Instruction →
Write out the records word for word, with no pictures.

Front-end source files
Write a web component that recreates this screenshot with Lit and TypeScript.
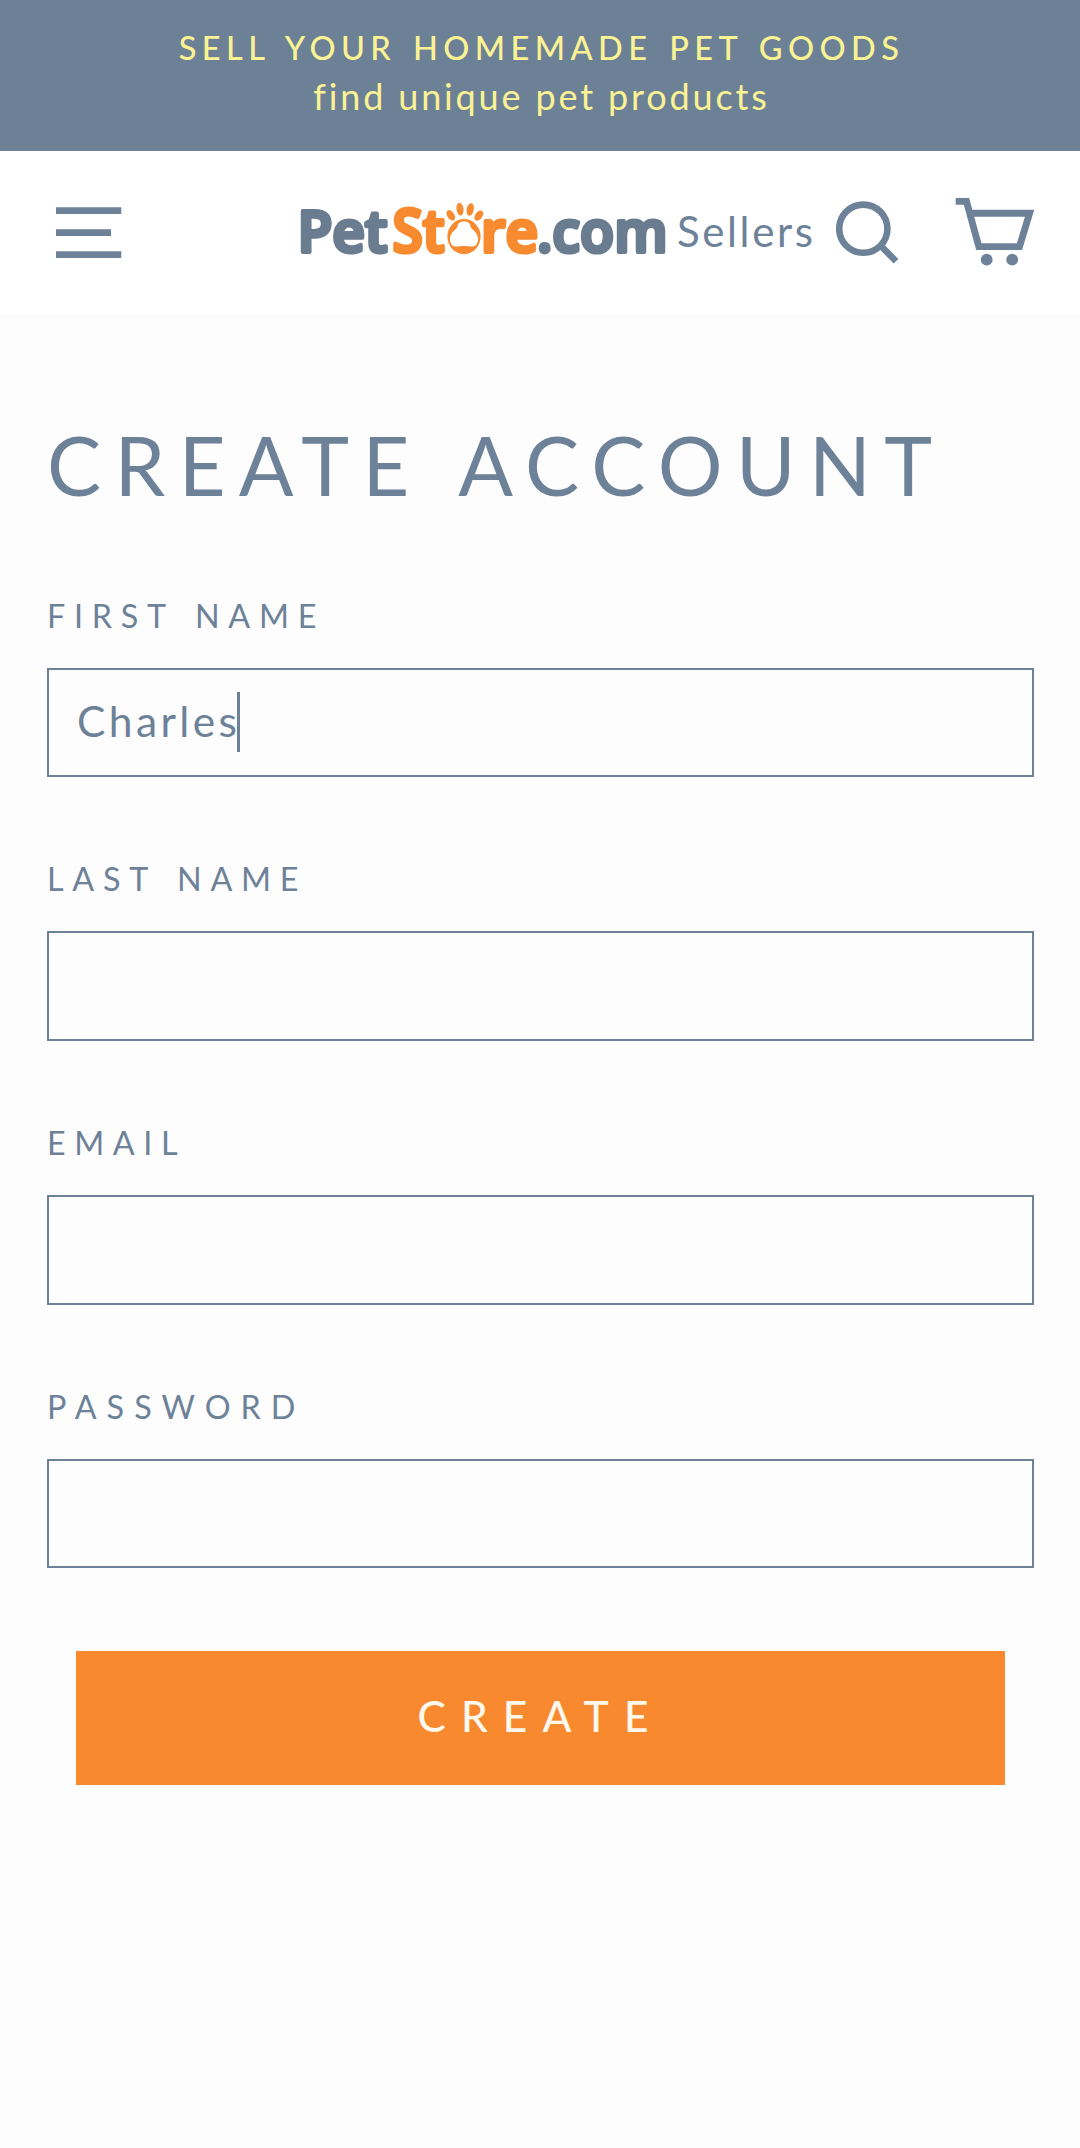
import { LitElement, html, css, svg } from "lit";
import { customElement, state } from "lit/decorators.js";

interface Field {
  label: string;
  value: string;
  focused: boolean;
  tracking: number;
}

const toes = [
  { x: 150.8, y: 17.3, tilt: -32, ry: 5.8 },
  { x: 160, y: 11.2, tilt: -8, ry: 6.4 },
  { x: 170.2, y: 11.5, tilt: 12, ry: 6.4 },
  { x: 178.8, y: 17.6, tilt: 36, ry: 5.8 },
];

@customElement("store-logo")
export class StoreLogo extends LitElement {
  static styles = css`
    :host { display: block; width: 366px; height: 69px; }
    svg { display: block; overflow: visible; }
    text {
      font: 600 58px "Open Sans", "Noto Sans", sans-serif;
      stroke-width: 4.2;
      stroke-linejoin: round;
      paint-order: stroke;
    }
    .big { font-size: 60px; }
    .slate { fill: #6a7c90; stroke: #6a7c90; }
    .orange { fill: #f88a2f; stroke: #f88a2f; }
    .paw { fill: #f88a2f; }
    .pad { fill: #fff; }
  `;
  render() {
    return html`<svg width="366" height="69" viewBox="0 0 366 69" role="img" aria-label="PetStore.com">
      <text class="slate" x="-2.500" y="53.800" textLength="90" lengthAdjust="spacingAndGlyphs">Pet</text>
      <text class="orange big" x="92.5" y="53.800" textLength="52" lengthAdjust="spacingAndGlyphs">St</text>
      <ellipse class="paw" cx="164" cy="38.6" rx="16.6" ry="17.6" />
      <path class="pad" d="M164 23.500c4.600 0 6 2.200 6.600 5.200.7 3 7.400 5 7.400 12.300 0 5-2.700 7.600-6 7.600-2.400 0-4.600-.7-8-.7s-5.600.7-8 .7c-3.300 0-6-2.600-6-7.600 0-7.300 6.700-9.300 7.400-12.300.6-3 2-5.200 6.600-5.200z" />
      ${toes.map((t) => svg`<ellipse class="paw" cx=${t.x} cy=${t.y} rx="3.5" ry=${t.ry} transform="rotate(${t.tilt} ${t.x} ${t.y})" />`)}
      <text class="orange" x="181" y="53.800" textLength="57" lengthAdjust="spacingAndGlyphs">re</text>
      <text class="slate" x="237" y="53.800" textLength="130.500" lengthAdjust="spacingAndGlyphs">.com</text>
    </svg>`;
  }
}

@customElement("app-root")
export class AppRoot extends LitElement {
  static styles = css`
    :host {
      display: block;
      min-height: 2148px;
      background: #fdfdfd;
      color: #6d8298;
      font-family: Lato, "Open Sans", sans-serif;
    }
    .banner {
      height: 151px;
      box-sizing: border-box;
      padding-top: 23px;
      background: #6d8196;
      color: #fbf294;
      text-align: center;
      white-space: nowrap;
    }
    .headline { padding-left: 3px; font-size: 32.5px; font-weight: 500; line-height: 49px; letter-spacing: 5.45px; word-spacing: 3px; }
    .tagline { padding-left: 3px; font-size: 36px; line-height: 48px; letter-spacing: 2.85px; font-variant-ligatures: none; }
    .header {
      display: flex;
      align-items: center;
      height: 163px;
      padding-left: 56px;
      background: #fff;
    }
    .header svg { display: block; flex: none; }
    .header store-logo { flex: none; margin-left: 178px; }
    .sellers { width: 147px; margin-left: 11px; padding-bottom: 4px; font-size: 42px; letter-spacing: 2.62px; }
    .search { margin-left: 12px; }
    .cart { margin-left: 55px; }
    .main { padding: 102px 46px 0 47px; }
    .title { margin: 0 0 81.6px; font-size: 81px; font-weight: 400; line-height: 98px; letter-spacing: 13.4px; word-spacing: 4px; white-space: nowrap; }
    .form { display: flex; flex-direction: column; gap: 81px; }
    .field { display: flex; flex-direction: column; gap: 32px; }
    .label { font-size: 32.3px; line-height: 41px; word-spacing: 4px; }
    .form { margin-top: -1px; }
    .input {
      display: flex;
      align-items: center;
      height: 109.7px;
      box-sizing: border-box;
      border: 2px solid #6d8298;
      padding-left: 28px;
      font-size: 42.5px;
      letter-spacing: 3.4px;
    }
    .value { padding-bottom: 4px; }
    .caret { width: 3px; height: 60px; margin-left: -3px; background: #6d8298; }
    .create {
      display: flex;
      align-items: center;
      justify-content: center;
      height: 134px;
      margin: 82.6px 29px 0;
      padding-bottom: 4px;
      box-sizing: border-box;
      background: #f8892f;
      color: #fff8ec;
      font-size: 42.5px;
      font-weight: 500;
      letter-spacing: 15.12px;
    }
  `;

  @state() fields: Field[] = [
    { label: "FIRST NAME", value: "Charles", focused: true, tracking: 8.75 },
    { label: "LAST NAME", value: "", focused: false, tracking: 8.75 },
    { label: "EMAIL", value: "", focused: false, tracking: 8.6 },
    { label: "PASSWORD", value: "", focused: false, tracking: 9.99 },
  ];

  render() {
    return html`
      <div class="banner">
        <div class="headline">SELL YOUR HOMEMADE PET GOODS</div>
        <div class="tagline">find unique pet products</div>
      </div>
      <div class="header">
        <svg width="66" height="52" viewBox="0 0 66 52" fill="none" stroke="#6d8298" stroke-width="6.7">
          <path d="M0 3.700h65.300M0 25.700h55M0 47.700h65.300" />
        </svg>
        <store-logo></store-logo>
        <div class="sellers">Sellers</div>
        <svg class="search" width="64" height="64" viewBox="0 0 64 64" fill="none" stroke="#6d8298" stroke-width="6.6">
          <circle cx="27.300" cy="27.700" r="24.100" />
          <path d="M44 44L60 60.300" />
        </svg>
        <svg class="cart" width="80" height="69" viewBox="0 0 80 69">
          <path fill="none" stroke="#6d8298" stroke-width="6.9" d="M.7 3.400H11.500L23.800 48.600H64.500L74.600 15.300H15" />
          <circle cx="31.700" cy="61.700" r="5.900" fill="#6d8298" />
          <circle cx="57.200" cy="61.700" r="5.900" fill="#6d8298" />
        </svg>
      </div>
      <div class="main">
        <h1 class="title">CREATE ACCOUNT</h1>
        <div class="form">
          ${this.fields.map(
            (f) => html`<div class="field">
              <div class="label" style="letter-spacing:${f.tracking}px">${f.label}</div>
              <div class="input" role="textbox">
                ${f.value ? html`<span class="value">${f.value}</span>` : null}${f.focused ? html`<span class="caret"></span>` : null}
              </div>
            </div>`
          )}
        </div>
        <div class="create" role="button">CREATE</div>
      </div>
    `;
  }
}
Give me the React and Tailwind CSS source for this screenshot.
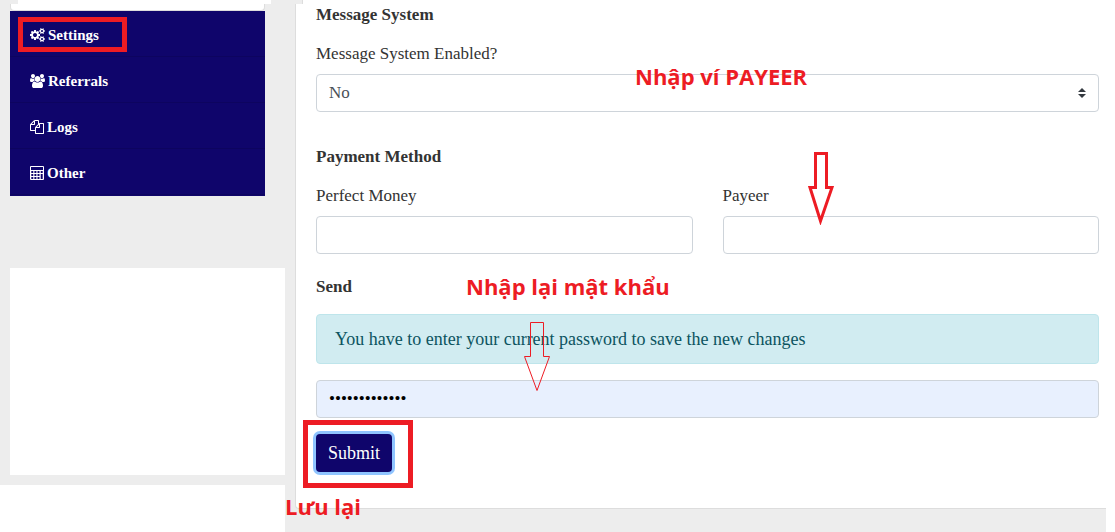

Completed exercise →
Write a web component that recreates this screenshot with Lit and TypeScript.
import { LitElement, html, css, svg } from "lit";
import { customElement, state } from "lit/decorators.js";

interface Field {
  label: string;
  value: string;
  focused: boolean;
  tracking: number;
}

const toes = [
  { x: 150.8, y: 17.3, tilt: -32, ry: 5.8 },
  { x: 160, y: 11.2, tilt: -8, ry: 6.4 },
  { x: 170.2, y: 11.5, tilt: 12, ry: 6.4 },
  { x: 178.8, y: 17.6, tilt: 36, ry: 5.8 },
];

@customElement("store-logo")
export class StoreLogo extends LitElement {
  static styles = css`
    :host { display: block; width: 366px; height: 69px; }
    svg { display: block; overflow: visible; }
    text {
      font: 600 58px "Open Sans", "Noto Sans", sans-serif;
      stroke-width: 4.2;
      stroke-linejoin: round;
      paint-order: stroke;
    }
    .big { font-size: 60px; }
    .slate { fill: #6a7c90; stroke: #6a7c90; }
    .orange { fill: #f88a2f; stroke: #f88a2f; }
    .paw { fill: #f88a2f; }
    .pad { fill: #fff; }
  `;
  render() {
    return html`<svg width="366" height="69" viewBox="0 0 366 69" role="img" aria-label="PetStore.com">
      <text class="slate" x="-2.500" y="53.800" textLength="90" lengthAdjust="spacingAndGlyphs">Pet</text>
      <text class="orange big" x="92.5" y="53.800" textLength="52" lengthAdjust="spacingAndGlyphs">St</text>
      <ellipse class="paw" cx="164" cy="38.6" rx="16.6" ry="17.6" />
      <path class="pad" d="M164 23.500c4.600 0 6 2.200 6.600 5.200.7 3 7.400 5 7.400 12.300 0 5-2.700 7.600-6 7.600-2.400 0-4.600-.7-8-.7s-5.600.7-8 .7c-3.300 0-6-2.600-6-7.600 0-7.300 6.700-9.300 7.400-12.300.6-3 2-5.200 6.600-5.200z" />
      ${toes.map((t) => svg`<ellipse class="paw" cx=${t.x} cy=${t.y} rx="3.5" ry=${t.ry} transform="rotate(${t.tilt} ${t.x} ${t.y})" />`)}
      <text class="orange" x="181" y="53.800" textLength="57" lengthAdjust="spacingAndGlyphs">re</text>
      <text class="slate" x="237" y="53.800" textLength="130.500" lengthAdjust="spacingAndGlyphs">.com</text>
    </svg>`;
  }
}

@customElement("app-root")
export class AppRoot extends LitElement {
  static styles = css`
    :host {
      display: block;
      min-height: 2148px;
      background: #fdfdfd;
      color: #6d8298;
      font-family: Lato, "Open Sans", sans-serif;
    }
    .banner {
      height: 151px;
      box-sizing: border-box;
      padding-top: 23px;
      background: #6d8196;
      color: #fbf294;
      text-align: center;
      white-space: nowrap;
    }
    .headline { padding-left: 3px; font-size: 32.5px; font-weight: 500; line-height: 49px; letter-spacing: 5.45px; word-spacing: 3px; }
    .tagline { padding-left: 3px; font-size: 36px; line-height: 48px; letter-spacing: 2.85px; font-variant-ligatures: none; }
    .header {
      display: flex;
      align-items: center;
      height: 163px;
      padding-left: 56px;
      background: #fff;
    }
    .header svg { display: block; flex: none; }
    .header store-logo { flex: none; margin-left: 178px; }
    .sellers { width: 147px; margin-left: 11px; padding-bottom: 4px; font-size: 42px; letter-spacing: 2.62px; }
    .search { margin-left: 12px; }
    .cart { margin-left: 55px; }
    .main { padding: 102px 46px 0 47px; }
    .title { margin: 0 0 81.6px; font-size: 81px; font-weight: 400; line-height: 98px; letter-spacing: 13.4px; word-spacing: 4px; white-space: nowrap; }
    .form { display: flex; flex-direction: column; gap: 81px; }
    .field { display: flex; flex-direction: column; gap: 32px; }
    .label { font-size: 32.3px; line-height: 41px; word-spacing: 4px; }
    .form { margin-top: -1px; }
    .input {
      display: flex;
      align-items: center;
      height: 109.7px;
      box-sizing: border-box;
      border: 2px solid #6d8298;
      padding-left: 28px;
      font-size: 42.5px;
      letter-spacing: 3.4px;
    }
    .value { padding-bottom: 4px; }
    .caret { width: 3px; height: 60px; margin-left: -3px; background: #6d8298; }
    .create {
      display: flex;
      align-items: center;
      justify-content: center;
      height: 134px;
      margin: 82.6px 29px 0;
      padding-bottom: 4px;
      box-sizing: border-box;
      background: #f8892f;
      color: #fff8ec;
      font-size: 42.5px;
      font-weight: 500;
      letter-spacing: 15.12px;
    }
  `;

  @state() fields: Field[] = [
    { label: "FIRST NAME", value: "Charles", focused: true, tracking: 8.75 },
    { label: "LAST NAME", value: "", focused: false, tracking: 8.75 },
    { label: "EMAIL", value: "", focused: false, tracking: 8.6 },
    { label: "PASSWORD", value: "", focused: false, tracking: 9.99 },
  ];

  render() {
    return html`
      <div class="banner">
        <div class="headline">SELL YOUR HOMEMADE PET GOODS</div>
        <div class="tagline">find unique pet products</div>
      </div>
      <div class="header">
        <svg width="66" height="52" viewBox="0 0 66 52" fill="none" stroke="#6d8298" stroke-width="6.7">
          <path d="M0 3.700h65.300M0 25.700h55M0 47.700h65.300" />
        </svg>
        <store-logo></store-logo>
        <div class="sellers">Sellers</div>
        <svg class="search" width="64" height="64" viewBox="0 0 64 64" fill="none" stroke="#6d8298" stroke-width="6.6">
          <circle cx="27.300" cy="27.700" r="24.100" />
          <path d="M44 44L60 60.300" />
        </svg>
        <svg class="cart" width="80" height="69" viewBox="0 0 80 69">
          <path fill="none" stroke="#6d8298" stroke-width="6.9" d="M.7 3.400H11.500L23.800 48.600H64.500L74.600 15.300H15" />
          <circle cx="31.700" cy="61.700" r="5.900" fill="#6d8298" />
          <circle cx="57.200" cy="61.700" r="5.900" fill="#6d8298" />
        </svg>
      </div>
      <div class="main">
        <h1 class="title">CREATE ACCOUNT</h1>
        <div class="form">
          ${this.fields.map(
            (f) => html`<div class="field">
              <div class="label" style="letter-spacing:${f.tracking}px">${f.label}</div>
              <div class="input" role="textbox">
                ${f.value ? html`<span class="value">${f.value}</span>` : null}${f.focused ? html`<span class="caret"></span>` : null}
              </div>
            </div>`
          )}
        </div>
        <div class="create" role="button">CREATE</div>
      </div>
    `;
  }
}
Give me the React and Tailwind CSS source for this screenshot.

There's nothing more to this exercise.